Data for this exercise:
==========

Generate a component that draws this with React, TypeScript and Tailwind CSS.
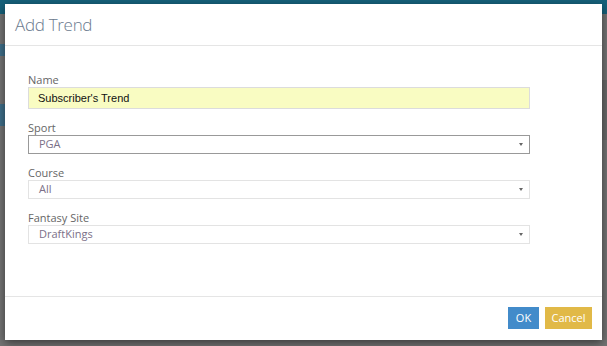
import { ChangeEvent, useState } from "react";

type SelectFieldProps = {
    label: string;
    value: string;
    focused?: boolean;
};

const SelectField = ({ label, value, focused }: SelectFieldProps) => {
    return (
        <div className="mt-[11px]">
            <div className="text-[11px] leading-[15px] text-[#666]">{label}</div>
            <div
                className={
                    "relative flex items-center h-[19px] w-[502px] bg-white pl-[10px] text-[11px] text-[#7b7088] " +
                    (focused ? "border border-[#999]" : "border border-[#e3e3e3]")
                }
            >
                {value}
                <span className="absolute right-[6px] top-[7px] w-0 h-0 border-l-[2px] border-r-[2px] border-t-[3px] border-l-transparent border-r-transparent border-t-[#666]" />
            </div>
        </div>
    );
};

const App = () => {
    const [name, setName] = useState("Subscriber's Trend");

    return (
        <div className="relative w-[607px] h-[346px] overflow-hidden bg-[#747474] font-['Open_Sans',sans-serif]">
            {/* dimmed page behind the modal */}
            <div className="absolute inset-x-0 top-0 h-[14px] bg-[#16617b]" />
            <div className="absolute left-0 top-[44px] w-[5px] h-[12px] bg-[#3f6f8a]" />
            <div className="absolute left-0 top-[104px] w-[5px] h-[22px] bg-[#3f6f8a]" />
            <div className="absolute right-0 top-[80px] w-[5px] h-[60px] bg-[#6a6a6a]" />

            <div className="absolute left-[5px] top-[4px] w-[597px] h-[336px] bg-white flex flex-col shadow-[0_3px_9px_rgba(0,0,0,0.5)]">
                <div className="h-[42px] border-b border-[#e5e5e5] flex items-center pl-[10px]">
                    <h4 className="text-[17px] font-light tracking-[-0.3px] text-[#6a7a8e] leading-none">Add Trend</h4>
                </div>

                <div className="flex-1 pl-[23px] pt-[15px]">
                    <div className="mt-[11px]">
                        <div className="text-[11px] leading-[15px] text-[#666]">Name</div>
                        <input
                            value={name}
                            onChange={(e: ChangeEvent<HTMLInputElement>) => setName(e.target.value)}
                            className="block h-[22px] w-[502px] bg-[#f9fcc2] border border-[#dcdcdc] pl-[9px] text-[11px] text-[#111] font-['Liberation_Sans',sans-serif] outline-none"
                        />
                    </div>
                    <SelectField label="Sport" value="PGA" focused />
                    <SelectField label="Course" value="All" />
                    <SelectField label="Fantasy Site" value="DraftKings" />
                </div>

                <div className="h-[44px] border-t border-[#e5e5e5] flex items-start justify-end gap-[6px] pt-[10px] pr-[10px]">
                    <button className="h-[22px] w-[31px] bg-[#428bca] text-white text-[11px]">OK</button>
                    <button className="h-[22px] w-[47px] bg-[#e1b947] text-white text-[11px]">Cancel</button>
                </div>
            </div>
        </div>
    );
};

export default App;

==========

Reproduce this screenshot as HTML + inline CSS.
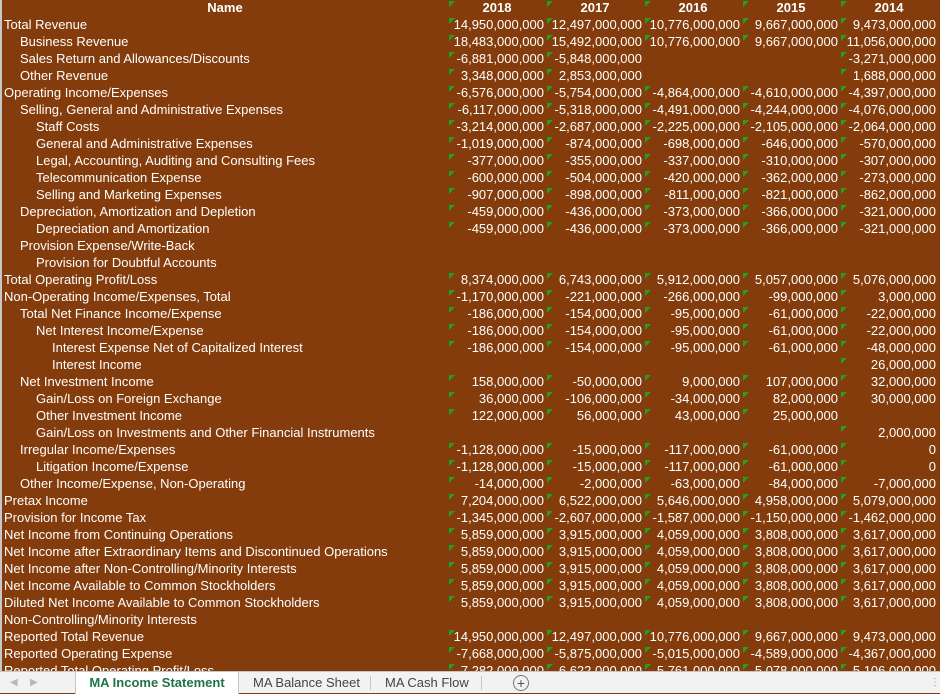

==========

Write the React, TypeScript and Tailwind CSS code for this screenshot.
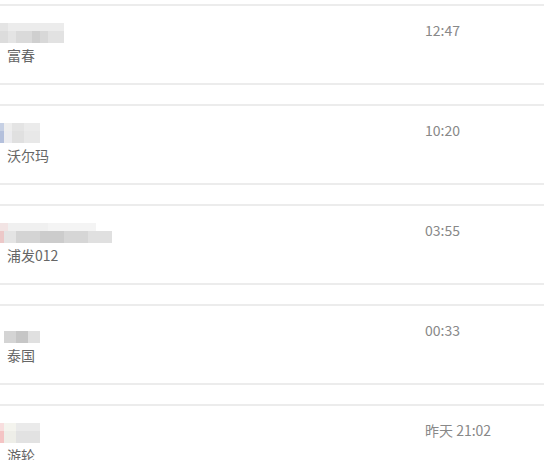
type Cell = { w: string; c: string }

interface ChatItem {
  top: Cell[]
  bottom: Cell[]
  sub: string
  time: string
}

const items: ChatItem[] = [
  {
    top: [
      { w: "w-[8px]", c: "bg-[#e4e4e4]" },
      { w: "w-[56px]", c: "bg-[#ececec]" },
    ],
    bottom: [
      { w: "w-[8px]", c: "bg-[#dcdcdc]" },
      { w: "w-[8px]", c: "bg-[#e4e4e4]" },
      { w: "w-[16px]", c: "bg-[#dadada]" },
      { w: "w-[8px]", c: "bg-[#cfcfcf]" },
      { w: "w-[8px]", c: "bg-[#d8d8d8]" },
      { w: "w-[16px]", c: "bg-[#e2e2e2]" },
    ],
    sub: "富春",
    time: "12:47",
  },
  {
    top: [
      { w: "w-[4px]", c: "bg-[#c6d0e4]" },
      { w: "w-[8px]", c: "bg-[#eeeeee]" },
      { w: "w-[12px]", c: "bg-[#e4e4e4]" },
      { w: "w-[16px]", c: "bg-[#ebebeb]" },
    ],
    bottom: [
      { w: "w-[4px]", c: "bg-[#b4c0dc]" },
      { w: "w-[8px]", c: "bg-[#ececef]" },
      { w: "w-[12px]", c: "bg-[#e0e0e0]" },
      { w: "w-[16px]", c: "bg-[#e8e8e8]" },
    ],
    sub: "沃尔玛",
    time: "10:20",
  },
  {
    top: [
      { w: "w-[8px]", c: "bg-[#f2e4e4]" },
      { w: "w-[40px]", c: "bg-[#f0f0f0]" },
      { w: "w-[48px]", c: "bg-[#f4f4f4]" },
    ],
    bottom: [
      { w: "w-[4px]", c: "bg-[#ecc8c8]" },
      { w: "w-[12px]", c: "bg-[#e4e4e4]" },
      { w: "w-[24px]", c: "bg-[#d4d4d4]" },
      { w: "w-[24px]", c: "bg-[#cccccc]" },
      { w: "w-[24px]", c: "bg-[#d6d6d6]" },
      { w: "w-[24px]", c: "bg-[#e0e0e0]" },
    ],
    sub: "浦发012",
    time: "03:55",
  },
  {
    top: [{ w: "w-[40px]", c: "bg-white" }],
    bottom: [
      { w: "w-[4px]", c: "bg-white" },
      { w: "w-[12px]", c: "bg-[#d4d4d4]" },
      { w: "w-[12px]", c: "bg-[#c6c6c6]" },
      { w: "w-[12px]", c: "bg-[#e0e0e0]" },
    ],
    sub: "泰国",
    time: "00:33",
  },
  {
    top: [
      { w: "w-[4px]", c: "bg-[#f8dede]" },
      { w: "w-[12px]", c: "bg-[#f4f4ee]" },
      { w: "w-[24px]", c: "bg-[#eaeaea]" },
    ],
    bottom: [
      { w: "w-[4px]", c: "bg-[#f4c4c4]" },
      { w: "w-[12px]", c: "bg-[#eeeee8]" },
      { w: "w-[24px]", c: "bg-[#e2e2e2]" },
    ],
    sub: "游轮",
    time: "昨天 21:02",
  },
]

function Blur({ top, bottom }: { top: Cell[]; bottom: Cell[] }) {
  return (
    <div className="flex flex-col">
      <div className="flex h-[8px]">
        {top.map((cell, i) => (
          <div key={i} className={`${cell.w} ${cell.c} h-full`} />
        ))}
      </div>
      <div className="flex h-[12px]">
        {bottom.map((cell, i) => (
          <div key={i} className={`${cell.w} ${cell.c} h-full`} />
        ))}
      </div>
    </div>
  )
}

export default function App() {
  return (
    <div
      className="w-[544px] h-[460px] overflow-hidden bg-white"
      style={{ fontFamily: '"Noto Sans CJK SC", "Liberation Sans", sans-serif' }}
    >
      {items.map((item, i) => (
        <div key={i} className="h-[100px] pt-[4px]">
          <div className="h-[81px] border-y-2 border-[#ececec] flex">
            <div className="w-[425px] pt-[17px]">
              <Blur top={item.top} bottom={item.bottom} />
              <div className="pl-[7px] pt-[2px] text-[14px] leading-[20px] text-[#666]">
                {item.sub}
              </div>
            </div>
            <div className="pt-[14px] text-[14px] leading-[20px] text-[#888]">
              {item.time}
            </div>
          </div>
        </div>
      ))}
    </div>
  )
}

==========

Retype, word for word, only the lines from the one containing "Generate a component" through the one containing "right-0 top-[80px] w-[5px]", both included, and leave out any pictures.

Generate a component that draws this with React, TypeScript and Tailwind CSS.
import { ChangeEvent, useState } from "react";

type SelectFieldProps = {
    label: string;
    value: string;
    focused?: boolean;
};

const SelectField = ({ label, value, focused }: SelectFieldProps) => {
    return (
        <div className="mt-[11px]">
            <div className="text-[11px] leading-[15px] text-[#666]">{label}</div>
            <div
                className={
                    "relative flex items-center h-[19px] w-[502px] bg-white pl-[10px] text-[11px] text-[#7b7088] " +
                    (focused ? "border border-[#999]" : "border border-[#e3e3e3]")
                }
            >
                {value}
                <span className="absolute right-[6px] top-[7px] w-0 h-0 border-l-[2px] border-r-[2px] border-t-[3px] border-l-transparent border-r-transparent border-t-[#666]" />
            </div>
        </div>
    );
};

const App = () => {
    const [name, setName] = useState("Subscriber's Trend");

    return (
        <div className="relative w-[607px] h-[346px] overflow-hidden bg-[#747474] font-['Open_Sans',sans-serif]">
            {/* dimmed page behind the modal */}
            <div className="absolute inset-x-0 top-0 h-[14px] bg-[#16617b]" />
            <div className="absolute left-0 top-[44px] w-[5px] h-[12px] bg-[#3f6f8a]" />
            <div className="absolute left-0 top-[104px] w-[5px] h-[22px] bg-[#3f6f8a]" />
            <div className="absolute right-0 top-[80px] w-[5px] h-[60px] bg-[#6a6a6a]" />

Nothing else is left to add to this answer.